Bestselling author Michael Korda's Horse People is the story -- sometimes hilariously funny, sometimes sad and moving, always shrewdly observed -- of a lifetime love affair with horses, and of the bonds that have linked humans with horses for more than ten thousand years. It is filled with intimate portraits of the kind of people, rich or poor, Eastern or Western, famous or humble, whose lives continue to revolve around the horse.
Korda is a terrific storyteller, and his book is intensely personal and seductive, a joy for everyone who loves horses. Even those who have never ridden will be happy to saddle up and follow him through the world of horses, horse people, and the riding life.
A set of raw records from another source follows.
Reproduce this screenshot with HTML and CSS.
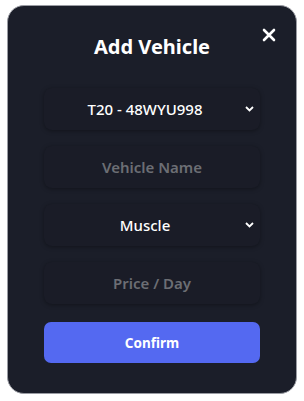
FILE: index.html
```html
<!DOCTYPE html>
<html lang="en">
<head>
    <meta charset="UTF-8">
    <meta name="viewport" content="width=device-width, initial-scale=1.0">
    <title>Add Vehicle</title>
    <link rel="stylesheet" href="styles.css">
</head>
<body>
    <div class="modal">
        <button class="close-btn" aria-label="Close">
            <svg width="14" height="14" viewBox="0 0 14 14">
                <path d="M2 2 L12 12 M12 2 L2 12" stroke="#fff" stroke-width="2.6" stroke-linecap="round"/>
            </svg>
        </button>
        <h1>Add Vehicle</h1>

        <div class="form">
            <div class="field select">
                <span>T20 - 48WYU998</span>
                <svg class="chevron" width="9" height="6" viewBox="0 0 9 6">
                    <path d="M1 1 L4.5 4.5 L8 1" stroke="#fff" stroke-width="1.8" fill="none"/>
                </svg>
            </div>
            <input class="field" type="text" placeholder="Vehicle Name">
            <div class="field select">
                <span>Muscle</span>
                <svg class="chevron" width="9" height="6" viewBox="0 0 9 6">
                    <path d="M1 1 L4.5 4.5 L8 1" stroke="#fff" stroke-width="1.8" fill="none"/>
                </svg>
            </div>
            <input class="field" type="text" placeholder="Price / Day">
            <button class="confirm-btn">Confirm</button>
        </div>
    </div>
</body>
</html>
```

FILE: styles.css
```css
* {
    margin: 0;
    padding: 0;
    box-sizing: border-box;
}

body {
    font-family: "Noto Sans", "DejaVu Sans", sans-serif;
    background: #ffffff;
    padding: 5px 7px 7px 7px;
}

.modal {
    position: relative;
    width: 290px;
    height: 389px;
    background: #1b1e29;
    border: 1px solid #9a9ca3;
    border-radius: 17px;
    padding: 29px 36px 0 36px;
}

.close-btn {
    position: absolute;
    top: 22px;
    right: 20px;
    background: none;
    border: none;
    cursor: pointer;
    display: flex;
}

h1 {
    color: #ffffff;
    font-size: 20px;
    font-weight: 700;
    text-align: center;
    line-height: 24px;
    margin-bottom: 29px;
}

.form {
    display: flex;
    flex-direction: column;
    gap: 16px;
}

.field {
    position: relative;
    height: 42px;
    width: 100%;
    background: #1a1c27;
    border: none;
    border-radius: 8px;
    box-shadow: 0 1px 4px rgba(0, 0, 0, 0.35);
    color: #ffffff;
    font-family: inherit;
    font-size: 15px;
    font-weight: 500;
    text-align: center;
    outline: none;
}

.field::placeholder {
    color: #6c6e74;
    font-weight: 600;
}

.select {
    display: flex;
    align-items: center;
    justify-content: center;
    padding-right: 14px;
}

.chevron {
    position: absolute;
    right: 6px;
    top: 18px;
}

.confirm-btn {
    margin-top: 2px;
    height: 41px;
    background: #5469f1;
    color: #ffffff;
    border: none;
    border-radius: 7px;
    font-family: inherit;
    font-size: 13.5px;
    font-weight: 700;
    cursor: pointer;
}
```
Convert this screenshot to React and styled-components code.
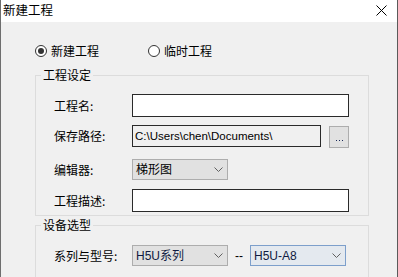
import React from "react";
import styled, { createGlobalStyle } from "styled-components";

const GlobalStyle = createGlobalStyle`
  html, body { margin: 0; padding: 0; background: #f0f0f0; }
  body { font-family: "Noto Sans CJK SC", "Noto Sans", sans-serif; font-size: 12px; color: #000; }
  * { box-sizing: border-box; }
`;

const Window = styled.div`
  width: 398px;
  height: 277px;
  display: flex;
  flex-direction: column;
  background: #f0f0f0;
  border-left: 1px solid #6e6e6e;
  border-right: 1px solid #5a5a5a;
  overflow: hidden;
`;

const TitleBar = styled.div`
  height: 22px;
  flex: none;
  background: #fff;
  display: flex;
  align-items: center;
  justify-content: space-between;
  padding: 0 10px 2px 2px;
`;

const Title = styled.span`
  font-size: 12.5px;
  line-height: 16px;
`;

const CloseButton = styled.span`
  display: flex;
  width: 11px;
  height: 11px;
  margin-top: 1px;
`;

const Body = styled.div`
  flex: 1;
  padding: 0 28px 0 34px;
  display: flex;
  flex-direction: column;
`;

const RadioRow = styled.div`
  display: flex;
  align-items: center;
  height: 16px;
  margin-top: 21px;
`;

const RadioItem = styled.label`
  display: flex;
  align-items: center;
  gap: 4px;
  width: ${(p) => p.$w}px;
  line-height: 16px;
`;

const RadioCircle = styled.span`
  width: 12px;
  height: 12px;
  border-radius: 50%;
  border: 1px solid #333;
  background: #fff;
  display: flex;
  align-items: center;
  justify-content: center;
  &::after {
    content: "";
    width: 6px;
    height: 6px;
    border-radius: 50%;
    background: #333;
    display: ${(p) => (p.$checked ? "block" : "none")};
  }
`;

const Group = styled.fieldset`
  margin: ${(p) => p.$mt}px 0 0 0;
  padding: 0;
  border: 1px solid #dcdcdc;
  min-width: 0;
`;

const Legend = styled.legend`
  margin-left: 5px;
  padding: 0 2px;
  line-height: 14px;
  font-size: 12px;
`;

const GroupContent = styled.div`
  padding: ${(p) => p.$pt}px 0 ${(p) => p.$pb}px 18px;
  display: flex;
  flex-direction: column;
`;

const Row = styled.div`
  display: flex;
  align-items: center;
  margin-top: ${(p) => p.$mt || 0}px;
`;

const Label = styled.span`
  width: 78px;
  flex: none;
  line-height: 16px;
`;

const TextBox = styled.div`
  width: ${(p) => p.$w}px;
  height: ${(p) => p.$h}px;
  border: 1px solid #2a2a2a;
  background: ${(p) => (p.$readOnly ? "#f0f0f0" : "#fff")};
  font-family: "Liberation Sans", "Noto Sans CJK SC", sans-serif;
  font-size: 11.5px;
  line-height: 18px;
  padding: 1px 2px;
  white-space: nowrap;
  overflow: hidden;
`;

const BrowseButton = styled.div`
  width: 20px;
  height: 22px;
  margin-left: 8px;
  margin-top: 2px;
  border: 1px solid #adadad;
  background: #e1e1e1;
  display: flex;
  align-items: flex-end;
  justify-content: center;
  padding-bottom: 6px;
  gap: 2px;
`;

const Dot = styled.span`
  width: 1px;
  height: 1px;
  background: #1a2a5a;
`;

const Combo = styled.div`
  width: 96px;
  height: 21px;
  border: 1px solid ${(p) => (p.$focused ? "#7d9fcb" : "#adadad")};
  background: ${(p) => (p.$focused ? "#e4e9ef" : "#e1e1e1")};
  display: flex;
  align-items: center;
  justify-content: space-between;
  padding: 0 4px 0 3px;
  font-family: "Liberation Sans", "Noto Sans CJK SC", sans-serif;
  font-size: 12px;
  line-height: 16px;
  color: ${(p) => (p.$latin ? "#101a40" : "#000")};
`;

const Dash = styled.span`
  width: 22px;
  text-align: center;
  font-family: "Liberation Sans", sans-serif;
  font-size: 12px;
  line-height: 16px;
`;

const Chevron = () => (
  <svg width="9" height="5" viewBox="0 0 9 5" style={{ flex: "none" }}>
    <path d="M0.5 0.5 L4.5 4.5 L8.5 0.5" fill="none" stroke="#606060" strokeWidth="1" />
  </svg>
);

export default function App() {
  return (
    <>
      <GlobalStyle />
      <Window>
        <TitleBar>
          <Title>新建工程</Title>
          <CloseButton>
            <svg width="11" height="11" viewBox="0 0 11 11">
              <path d="M0.5 0.5 L10.5 10.5 M10.5 0.5 L0.5 10.5" stroke="#000" strokeWidth="1" fill="none" />
            </svg>
          </CloseButton>
        </TitleBar>
        <Body>
          <RadioRow>
            <RadioItem $w={113}>
              <RadioCircle $checked />
              新建工程
            </RadioItem>
            <RadioItem $w={80}>
              <RadioCircle />
              临时工程
            </RadioItem>
          </RadioRow>

          <Group $mt={9}>
            <Legend>工程设定</Legend>
            <GroupContent $pt={12} $pb={3}>
              <Row>
                <Label>工程名:</Label>
                <TextBox $w={217} $h={23} />
              </Row>
              <Row $mt={7}>
                <Label>保存路径:</Label>
                <TextBox $w={189} $h={22} $readOnly>
                  C:\Users\chen\Documents\
                </TextBox>
                <BrowseButton>
                  <Dot />
                  <Dot />
                  <Dot />
                </BrowseButton>
              </Row>
              <Row $mt={11}>
                <Label>编辑器:</Label>
                <Combo>
                  <span>梯形图</span>
                  <Chevron />
                </Combo>
              </Row>
              <Row $mt={9}>
                <Label>工程描述:</Label>
                <TextBox $w={217} $h={23} />
              </Row>
            </GroupContent>
          </Group>

          <Group $mt={2}>
            <Legend>设备选型</Legend>
            <GroupContent $pt={13} $pb={20}>
              <Row>
                <Label>系列与型号:</Label>
                <Combo $latin>
                  <span>H5U系列</span>
                  <Chevron />
                </Combo>
                <Dash>--</Dash>
                <Combo $latin $focused>
                  <span>H5U-A8</span>
                  <Chevron />
                </Combo>
              </Row>
            </GroupContent>
          </Group>
        </Body>
      </Window>
    </>
  );
}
Korda (Country Matters; Charmed Lives) recounts in his trademark affable style a growing involvement over decades with horses and the people who ride them. Beginning with his youth, and following with his reconnection to the horse world when he takes his son to lessons, Korda relates how horses changed his life: he met his current wife, Margaret, at New York City's Claremont Riding Academy, and eventually they purchased a home in Dutchess County with grounds to accommodate a growing number of horses. In one hilarious episode, Korda, the editor-in-chief at Simon & Schuster, visits an author in Middleburg, Va., and finds himself, unprepared, on a foxhunting horse jumping over walls and into backyards. He begins to analyze the symbolism of horses ("the horse stood... for social superiority, mobility, and not getting your feet wet and muddy like ordinary folk"), but this meditation is an exception, as Korda favors the anecdote and the caricature. There are rather too many "movers and shakers" for this book to live up to the diversity implied by its title, and while he briefly raises moral questions (about foxhunting, for example), he largely ignores the sociopolitical and emotional aspects of the horse-human relationship. He takes his reader on the occasional jaunt through less tony neighborhoods (with a veterinarian in Rhinebeck, N.Y.; to a rodeo in Archer City, Tex., with Larry McMurtry; and to a correctional facility's horse farm), but he tends to focus on places like Southlands, a privately owned facility in Dutchess County. While the book is more a series of vignettes than a full narrative, Korda's humor will be a delight to anyone who loves the world of riding.